● WHAT TO WORK ON
Write out the entire listing below exactly as it appears, minus any pictures.

● GIVEN DATA
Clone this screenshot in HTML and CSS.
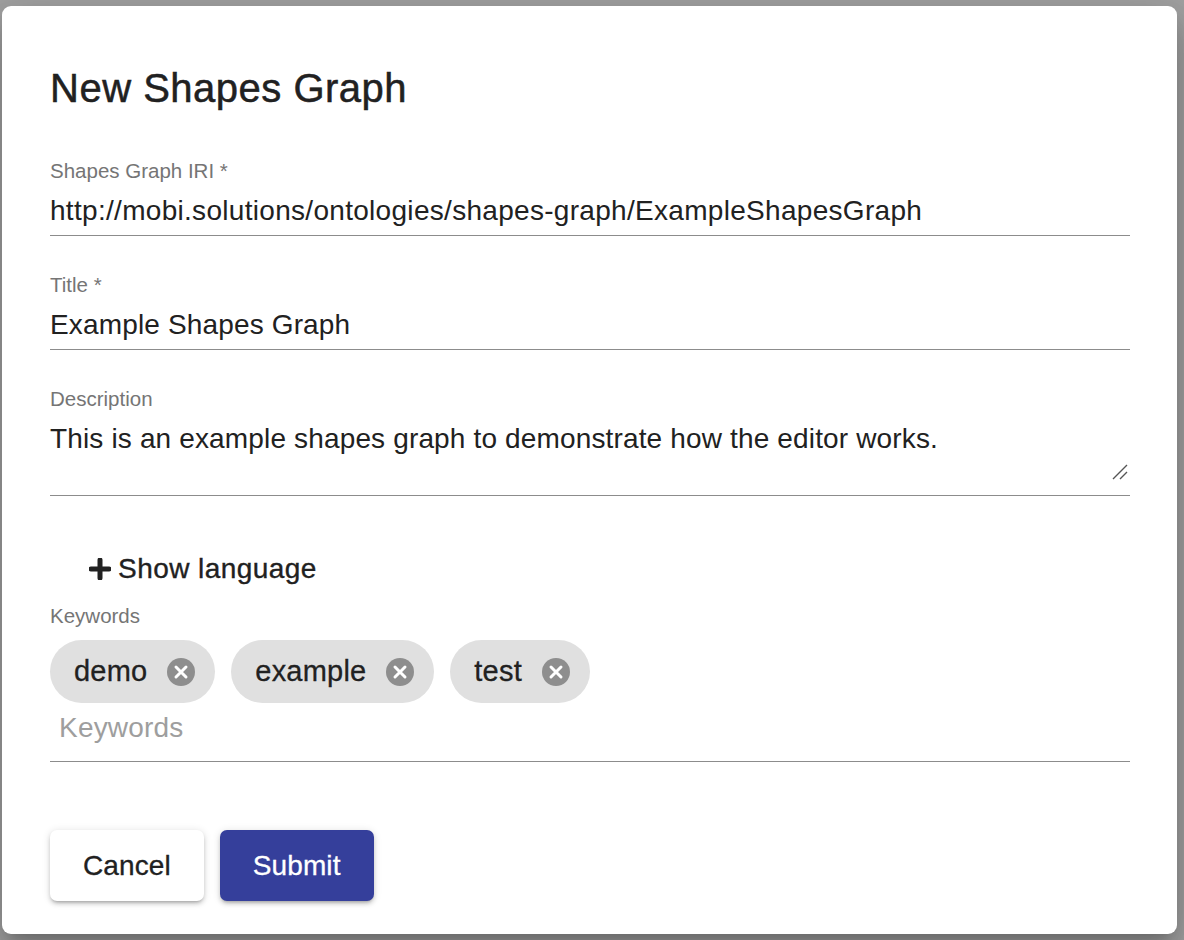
FILE: index.html
```html
<!DOCTYPE html>
<html lang="en">
<head>
<meta charset="utf-8">
<title>New Shapes Graph</title>
<link rel="stylesheet" href="styles.css">
</head>
<body>
<div class="overlay">
  <div class="dialog">
    <h2 class="title">New Shapes Graph</h2>

    <div class="field field-first">
      <div class="label">Shapes Graph IRI *</div>
      <div class="value value-iri">http://mobi.solutions/ontologies/shapes-graph/ExampleShapesGraph</div>
    </div>

    <div class="field">
      <div class="label">Title *</div>
      <div class="value">Example Shapes Graph</div>
    </div>

    <div class="field">
      <div class="label">Description</div>
      <div class="value value-area">This is an example shapes graph to demonstrate how the editor works.
        <svg class="resize" width="16" height="16" viewBox="0 0 16 16"><path d="M1 15 L15 1 M8 15 L15 8" stroke="#555" stroke-width="1.4" fill="none"/></svg>
      </div>
    </div>

    <div class="lang-row">
      <span class="lang-btn">
        <svg class="plus" width="22" height="22" viewBox="0 0 22 22"><path d="M11 2 V20 M2 11 H20" stroke="#212121" stroke-width="5" stroke-linecap="round"/></svg>
        <span>Show language</span>
      </span>
    </div>

    <div class="field kw-field">
      <div class="label">Keywords</div>
      <div class="chips">
        <span class="chip"><span class="chip-text">demo</span><span class="chip-x"><svg width="30" height="30" viewBox="0 0 30 30"><circle cx="15" cy="15" r="14" fill="#8e8e8e"/><path d="M10 10 L20 20 M20 10 L10 20" stroke="#fff" stroke-width="3" stroke-linecap="round"/></svg></span></span>
        <span class="chip"><span class="chip-text">example</span><span class="chip-x"><svg width="30" height="30" viewBox="0 0 30 30"><circle cx="15" cy="15" r="14" fill="#8e8e8e"/><path d="M10 10 L20 20 M20 10 L10 20" stroke="#fff" stroke-width="3" stroke-linecap="round"/></svg></span></span>
        <span class="chip"><span class="chip-text">test</span><span class="chip-x"><svg width="30" height="30" viewBox="0 0 30 30"><circle cx="15" cy="15" r="14" fill="#8e8e8e"/><path d="M10 10 L20 20 M20 10 L10 20" stroke="#fff" stroke-width="3" stroke-linecap="round"/></svg></span></span>
      </div>
      <div class="placeholder">Keywords</div>
    </div>

    <div class="actions">
      <button class="btn btn-cancel">Cancel</button>
      <button class="btn btn-submit">Submit</button>
    </div>
  </div>
</div>
</body>
</html>
```

FILE: styles.css
```css
* { box-sizing: border-box; }

html, body {
  margin: 0;
  padding: 0;
  background: #a2a2a2;
  font-family: "Liberation Sans", Arial, Helvetica, sans-serif;
  color: #212121;
}

.overlay {
  width: 1184px;
  height: 940px;
  padding: 6px 0 0 2px;
  overflow: hidden;
}

.dialog {
  width: 1175px;
  height: 928px;
  background: #fff;
  border-radius: 9px;
  padding: 58px 47px 0 48px;
  display: flex;
  flex-direction: column;
  box-shadow: 0 11px 15px -7px rgba(0,0,0,.2), 0 24px 38px 3px rgba(0,0,0,.14), 0 9px 46px 8px rgba(0,0,0,.12);
}

.title {
  margin: 0;
  font-size: 40px;
  line-height: 48px;
  font-weight: 500;
  -webkit-text-stroke: 0.5px #212121;
  letter-spacing: 0.5px;
}

.field {
  margin-top: 37px;
  border-bottom: 1px solid #8c8c8c;
  padding-bottom: 8px;
}

.field-first { margin-top: 47px; }

.label {
  font-size: 20.5px;
  line-height: 24px;
  color: #757575;
}

.value {
  margin-top: 12px;
  font-size: 28px;
  line-height: 32px;
  letter-spacing: 0.15px;
  color: #212121;
}

.value-iri { letter-spacing: 0.3px; }

.value-area {
  position: relative;
  height: 64px;
}

.resize {
  position: absolute;
  right: 2px;
  bottom: 7px;
}

.lang-row {
  margin-top: 55px;
  display: flex;
}

.lang-btn {
  display: inline-flex;
  align-items: center;
  height: 36px;
  padding-left: 39px;
  font-size: 28px;
  font-weight: 500;
  letter-spacing: 0.45px;
  -webkit-text-stroke: 0.35px #212121;
}

.plus { margin-right: 7px; }

.kw-field {
  margin-top: 17px;
  padding-bottom: 17px;
}

.chips {
  margin-top: 12px;
  display: flex;
  gap: 16px;
}

.chip {
  display: inline-flex;
  align-items: center;
  height: 63px;
  border-radius: 32px;
  background: #e0e0e0;
  padding: 0 19px 0 24px;
  font-size: 29px;
  letter-spacing: 0.2px;
  -webkit-text-stroke: 0.3px #212121;
}

.chip-x {
  display: flex;
  margin-left: 19px;
}

.placeholder {
  margin-top: 9px;
  padding-left: 9px;
  font-size: 28px;
  line-height: 32px;
  letter-spacing: 0.2px;
  color: #9e9e9e;
}

.actions {
  margin-top: 68px;
  display: flex;
  gap: 16px;
}

.btn {
  height: 71px;
  border: none;
  border-radius: 7px;
  padding: 0 33px;
  font-family: "Liberation Sans", Arial, Helvetica, sans-serif;
  font-size: 28px;
  font-weight: 500;
  letter-spacing: 0.1px;
}

.btn-cancel {
  background: #fff;
  color: #212121;
  -webkit-text-stroke: 0.3px #212121;
  box-shadow: 0 3px 3px -2px rgba(0,0,0,.2), 0 3px 4px 0 rgba(0,0,0,.14), 0 1px 8px 0 rgba(0,0,0,.12);
}

.btn-submit {
  background: #353f9b;
  color: #fff;
  -webkit-text-stroke: 0.3px #fff;
  box-shadow: 0 3px 3px -2px rgba(0,0,0,.2), 0 3px 4px 0 rgba(0,0,0,.14), 0 1px 8px 0 rgba(0,0,0,.12);
}
```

● RESULT BELOW
Clone this screenshot in HTML and CSS.
FILE: index.html
```html
<!DOCTYPE html>
<html lang="en">
<head>
<meta charset="utf-8">
<title>New Shapes Graph</title>
<link rel="stylesheet" href="styles.css">
</head>
<body>
<div class="overlay">
  <div class="dialog">
    <h2 class="title">New Shapes Graph</h2>

    <div class="field field-first">
      <div class="label">Shapes Graph IRI *</div>
      <div class="value value-iri">http://mobi.solutions/ontologies/shapes-graph/ExampleShapesGraph</div>
    </div>

    <div class="field">
      <div class="label">Title *</div>
      <div class="value">Example Shapes Graph</div>
    </div>

    <div class="field">
      <div class="label">Description</div>
      <div class="value value-area">This is an example shapes graph to demonstrate how the editor works.
        <svg class="resize" width="16" height="16" viewBox="0 0 16 16"><path d="M1 15 L15 1 M8 15 L15 8" stroke="#555" stroke-width="1.4" fill="none"/></svg>
      </div>
    </div>

    <div class="lang-row">
      <span class="lang-btn">
        <svg class="plus" width="22" height="22" viewBox="0 0 22 22"><path d="M11 2 V20 M2 11 H20" stroke="#212121" stroke-width="5" stroke-linecap="round"/></svg>
        <span>Show language</span>
      </span>
    </div>

    <div class="field kw-field">
      <div class="label">Keywords</div>
      <div class="chips">
        <span class="chip"><span class="chip-text">demo</span><span class="chip-x"><svg width="30" height="30" viewBox="0 0 30 30"><circle cx="15" cy="15" r="14" fill="#8e8e8e"/><path d="M10 10 L20 20 M20 10 L10 20" stroke="#fff" stroke-width="3" stroke-linecap="round"/></svg></span></span>
        <span class="chip"><span class="chip-text">example</span><span class="chip-x"><svg width="30" height="30" viewBox="0 0 30 30"><circle cx="15" cy="15" r="14" fill="#8e8e8e"/><path d="M10 10 L20 20 M20 10 L10 20" stroke="#fff" stroke-width="3" stroke-linecap="round"/></svg></span></span>
        <span class="chip"><span class="chip-text">test</span><span class="chip-x"><svg width="30" height="30" viewBox="0 0 30 30"><circle cx="15" cy="15" r="14" fill="#8e8e8e"/><path d="M10 10 L20 20 M20 10 L10 20" stroke="#fff" stroke-width="3" stroke-linecap="round"/></svg></span></span>
      </div>
      <div class="placeholder">Keywords</div>
    </div>

    <div class="actions">
      <button class="btn btn-cancel">Cancel</button>
      <button class="btn btn-submit">Submit</button>
    </div>
  </div>
</div>
</body>
</html>
```

FILE: styles.css
```css
* { box-sizing: border-box; }

html, body {
  margin: 0;
  padding: 0;
  background: #a2a2a2;
  font-family: "Liberation Sans", Arial, Helvetica, sans-serif;
  color: #212121;
}

.overlay {
  width: 1184px;
  height: 940px;
  padding: 6px 0 0 2px;
  overflow: hidden;
}

.dialog {
  width: 1175px;
  height: 928px;
  background: #fff;
  border-radius: 9px;
  padding: 58px 47px 0 48px;
  display: flex;
  flex-direction: column;
  box-shadow: 0 11px 15px -7px rgba(0,0,0,.2), 0 24px 38px 3px rgba(0,0,0,.14), 0 9px 46px 8px rgba(0,0,0,.12);
}

.title {
  margin: 0;
  font-size: 40px;
  line-height: 48px;
  font-weight: 500;
  -webkit-text-stroke: 0.5px #212121;
  letter-spacing: 0.5px;
}

.field {
  margin-top: 37px;
  border-bottom: 1px solid #8c8c8c;
  padding-bottom: 8px;
}

.field-first { margin-top: 47px; }

.label {
  font-size: 20.5px;
  line-height: 24px;
  color: #757575;
}

.value {
  margin-top: 12px;
  font-size: 28px;
  line-height: 32px;
  letter-spacing: 0.15px;
  color: #212121;
}

.value-iri { letter-spacing: 0.3px; }

.value-area {
  position: relative;
  height: 64px;
}

.resize {
  position: absolute;
  right: 2px;
  bottom: 7px;
}

.lang-row {
  margin-top: 55px;
  display: flex;
}

.lang-btn {
  display: inline-flex;
  align-items: center;
  height: 36px;
  padding-left: 39px;
  font-size: 28px;
  font-weight: 500;
  letter-spacing: 0.45px;
  -webkit-text-stroke: 0.35px #212121;
}

.plus { margin-right: 7px; }

.kw-field {
  margin-top: 17px;
  padding-bottom: 17px;
}

.chips {
  margin-top: 12px;
  display: flex;
  gap: 16px;
}

.chip {
  display: inline-flex;
  align-items: center;
  height: 63px;
  border-radius: 32px;
  background: #e0e0e0;
  padding: 0 19px 0 24px;
  font-size: 29px;
  letter-spacing: 0.2px;
  -webkit-text-stroke: 0.3px #212121;
}

.chip-x {
  display: flex;
  margin-left: 19px;
}

.placeholder {
  margin-top: 9px;
  padding-left: 9px;
  font-size: 28px;
  line-height: 32px;
  letter-spacing: 0.2px;
  color: #9e9e9e;
}

.actions {
  margin-top: 68px;
  display: flex;
  gap: 16px;
}

.btn {
  height: 71px;
  border: none;
  border-radius: 7px;
  padding: 0 33px;
  font-family: "Liberation Sans", Arial, Helvetica, sans-serif;
  font-size: 28px;
  font-weight: 500;
  letter-spacing: 0.1px;
}

.btn-cancel {
  background: #fff;
  color: #212121;
  -webkit-text-stroke: 0.3px #212121;
  box-shadow: 0 3px 3px -2px rgba(0,0,0,.2), 0 3px 4px 0 rgba(0,0,0,.14), 0 1px 8px 0 rgba(0,0,0,.12);
}

.btn-submit {
  background: #353f9b;
  color: #fff;
  -webkit-text-stroke: 0.3px #fff;
  box-shadow: 0 3px 3px -2px rgba(0,0,0,.2), 0 3px 4px 0 rgba(0,0,0,.14), 0 1px 8px 0 rgba(0,0,0,.12);
}
```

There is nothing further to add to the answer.